→ **EXERCISE**
In the material below, count the lines with the word "this" and state that number only.

____________

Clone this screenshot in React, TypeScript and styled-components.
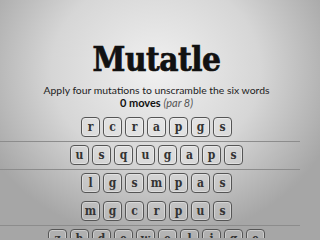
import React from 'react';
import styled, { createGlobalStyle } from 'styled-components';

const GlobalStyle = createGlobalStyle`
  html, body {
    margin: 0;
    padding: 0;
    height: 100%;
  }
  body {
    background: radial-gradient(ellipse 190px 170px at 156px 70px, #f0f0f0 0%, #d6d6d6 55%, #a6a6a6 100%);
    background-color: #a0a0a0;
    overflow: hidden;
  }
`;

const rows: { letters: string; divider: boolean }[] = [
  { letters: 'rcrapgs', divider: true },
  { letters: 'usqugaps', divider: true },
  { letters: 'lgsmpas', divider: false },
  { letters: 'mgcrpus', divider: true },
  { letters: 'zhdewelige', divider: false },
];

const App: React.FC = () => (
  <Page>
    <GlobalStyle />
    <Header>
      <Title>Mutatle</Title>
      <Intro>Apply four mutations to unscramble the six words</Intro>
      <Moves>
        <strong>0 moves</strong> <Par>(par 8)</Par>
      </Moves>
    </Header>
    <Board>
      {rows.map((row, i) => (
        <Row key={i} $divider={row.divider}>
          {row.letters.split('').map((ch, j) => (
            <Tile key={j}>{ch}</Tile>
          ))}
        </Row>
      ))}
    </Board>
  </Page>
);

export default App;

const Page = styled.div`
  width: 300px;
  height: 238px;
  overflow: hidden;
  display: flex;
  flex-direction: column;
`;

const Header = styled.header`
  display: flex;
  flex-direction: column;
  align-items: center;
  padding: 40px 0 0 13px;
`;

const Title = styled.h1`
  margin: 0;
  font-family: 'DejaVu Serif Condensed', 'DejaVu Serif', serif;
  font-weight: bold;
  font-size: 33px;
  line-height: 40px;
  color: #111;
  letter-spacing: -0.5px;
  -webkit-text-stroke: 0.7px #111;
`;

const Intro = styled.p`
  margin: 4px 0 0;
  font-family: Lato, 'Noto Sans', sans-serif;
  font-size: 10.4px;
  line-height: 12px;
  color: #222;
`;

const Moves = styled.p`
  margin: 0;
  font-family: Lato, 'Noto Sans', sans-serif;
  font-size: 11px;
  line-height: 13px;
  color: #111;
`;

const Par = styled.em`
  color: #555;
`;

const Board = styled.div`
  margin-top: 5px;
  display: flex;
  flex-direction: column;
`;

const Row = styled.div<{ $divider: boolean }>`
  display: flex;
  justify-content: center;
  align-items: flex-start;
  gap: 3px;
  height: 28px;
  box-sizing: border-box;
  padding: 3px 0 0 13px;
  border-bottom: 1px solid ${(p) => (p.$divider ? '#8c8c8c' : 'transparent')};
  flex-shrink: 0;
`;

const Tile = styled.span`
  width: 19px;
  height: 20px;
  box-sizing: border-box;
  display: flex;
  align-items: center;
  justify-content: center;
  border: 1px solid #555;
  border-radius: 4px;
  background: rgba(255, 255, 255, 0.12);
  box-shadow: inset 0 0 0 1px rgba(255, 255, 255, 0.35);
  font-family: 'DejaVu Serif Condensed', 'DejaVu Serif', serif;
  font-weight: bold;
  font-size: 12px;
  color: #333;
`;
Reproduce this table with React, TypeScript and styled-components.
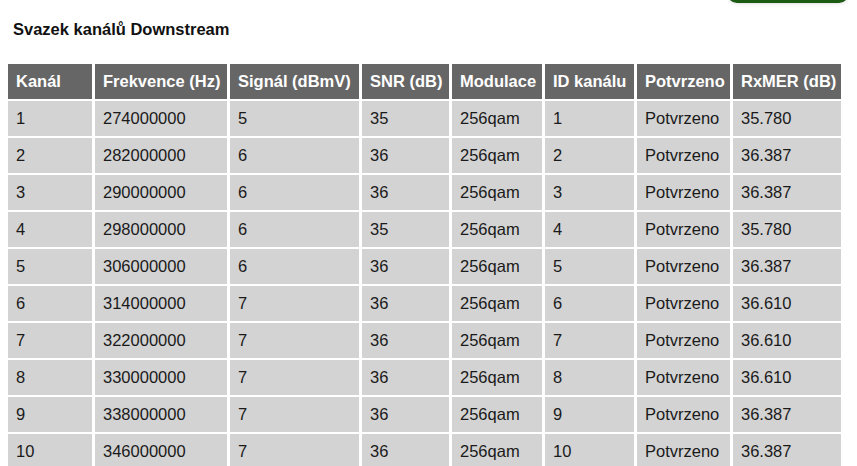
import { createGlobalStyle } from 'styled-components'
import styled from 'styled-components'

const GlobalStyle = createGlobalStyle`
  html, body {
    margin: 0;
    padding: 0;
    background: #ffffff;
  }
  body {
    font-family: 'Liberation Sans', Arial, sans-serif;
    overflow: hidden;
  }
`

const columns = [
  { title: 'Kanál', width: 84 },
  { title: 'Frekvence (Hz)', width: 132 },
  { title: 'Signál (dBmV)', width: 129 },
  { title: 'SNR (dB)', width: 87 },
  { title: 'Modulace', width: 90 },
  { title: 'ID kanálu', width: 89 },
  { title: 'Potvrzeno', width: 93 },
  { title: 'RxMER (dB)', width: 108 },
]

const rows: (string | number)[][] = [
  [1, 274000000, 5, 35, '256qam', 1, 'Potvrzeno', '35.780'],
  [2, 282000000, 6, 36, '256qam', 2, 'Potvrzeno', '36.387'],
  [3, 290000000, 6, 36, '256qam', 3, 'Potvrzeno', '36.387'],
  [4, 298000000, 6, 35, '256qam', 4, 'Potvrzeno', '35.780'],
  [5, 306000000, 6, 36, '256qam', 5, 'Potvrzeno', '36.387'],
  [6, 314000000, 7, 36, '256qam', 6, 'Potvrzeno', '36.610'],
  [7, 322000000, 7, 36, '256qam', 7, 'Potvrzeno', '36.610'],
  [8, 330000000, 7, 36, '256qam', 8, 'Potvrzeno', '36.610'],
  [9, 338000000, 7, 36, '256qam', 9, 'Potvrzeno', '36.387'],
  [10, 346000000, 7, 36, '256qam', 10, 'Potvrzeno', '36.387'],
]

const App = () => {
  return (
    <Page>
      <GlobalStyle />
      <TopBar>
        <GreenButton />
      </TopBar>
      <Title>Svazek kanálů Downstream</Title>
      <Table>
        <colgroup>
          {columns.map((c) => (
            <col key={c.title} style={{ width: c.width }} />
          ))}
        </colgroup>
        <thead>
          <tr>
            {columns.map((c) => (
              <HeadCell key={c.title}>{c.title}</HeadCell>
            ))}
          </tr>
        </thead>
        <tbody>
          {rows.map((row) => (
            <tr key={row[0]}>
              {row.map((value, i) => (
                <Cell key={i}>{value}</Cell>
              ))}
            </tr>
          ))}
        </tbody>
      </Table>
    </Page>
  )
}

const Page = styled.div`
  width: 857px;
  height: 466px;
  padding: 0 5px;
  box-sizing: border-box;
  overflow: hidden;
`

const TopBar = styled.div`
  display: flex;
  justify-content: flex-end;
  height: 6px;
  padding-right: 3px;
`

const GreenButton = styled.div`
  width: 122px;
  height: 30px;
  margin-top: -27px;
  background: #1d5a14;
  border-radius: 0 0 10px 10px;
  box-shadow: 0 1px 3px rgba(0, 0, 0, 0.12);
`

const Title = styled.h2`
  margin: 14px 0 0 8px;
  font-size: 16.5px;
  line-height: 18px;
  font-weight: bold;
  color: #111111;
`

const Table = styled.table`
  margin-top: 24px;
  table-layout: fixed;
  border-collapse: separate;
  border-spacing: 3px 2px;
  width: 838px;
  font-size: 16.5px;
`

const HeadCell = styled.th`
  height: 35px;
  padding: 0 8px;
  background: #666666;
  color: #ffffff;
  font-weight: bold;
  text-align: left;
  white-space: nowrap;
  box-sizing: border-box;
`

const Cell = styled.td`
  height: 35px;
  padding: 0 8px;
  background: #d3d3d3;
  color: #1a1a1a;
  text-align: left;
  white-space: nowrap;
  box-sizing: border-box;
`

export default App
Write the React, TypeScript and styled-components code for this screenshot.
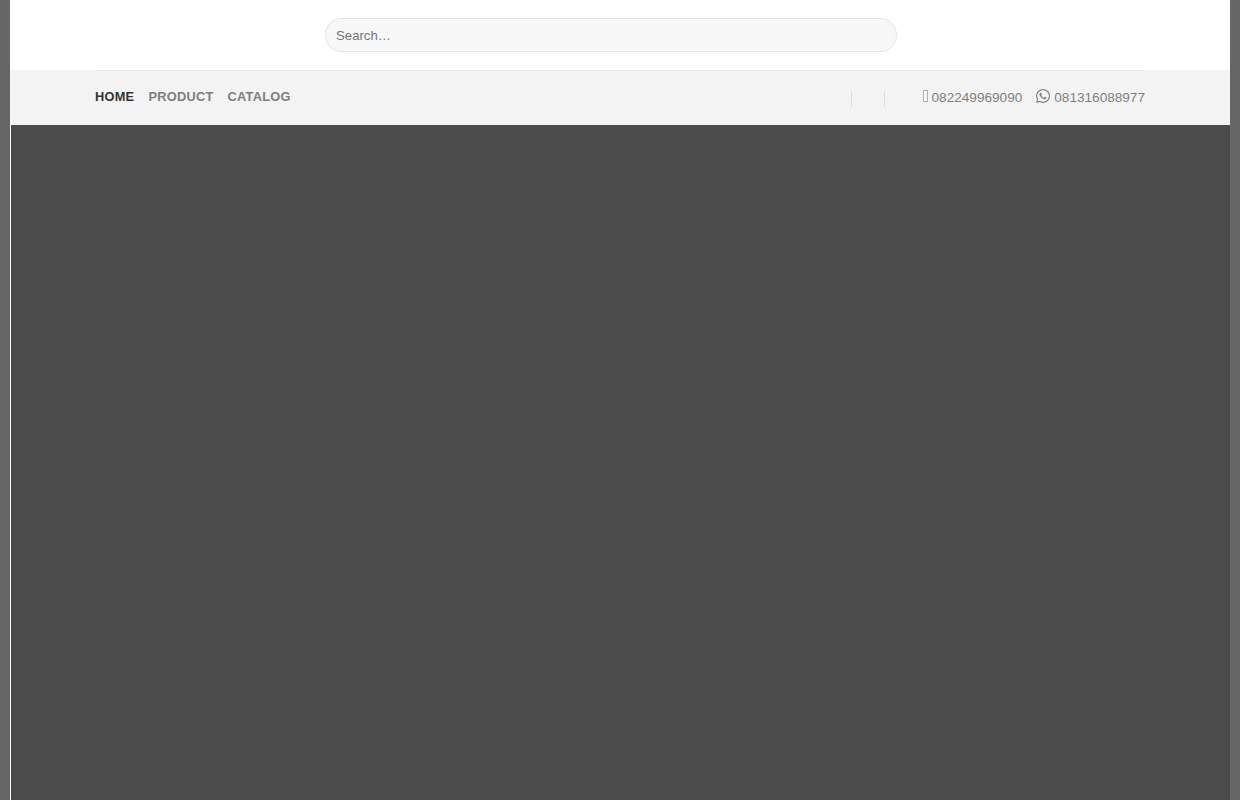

____________

→ **SOLUTION**
3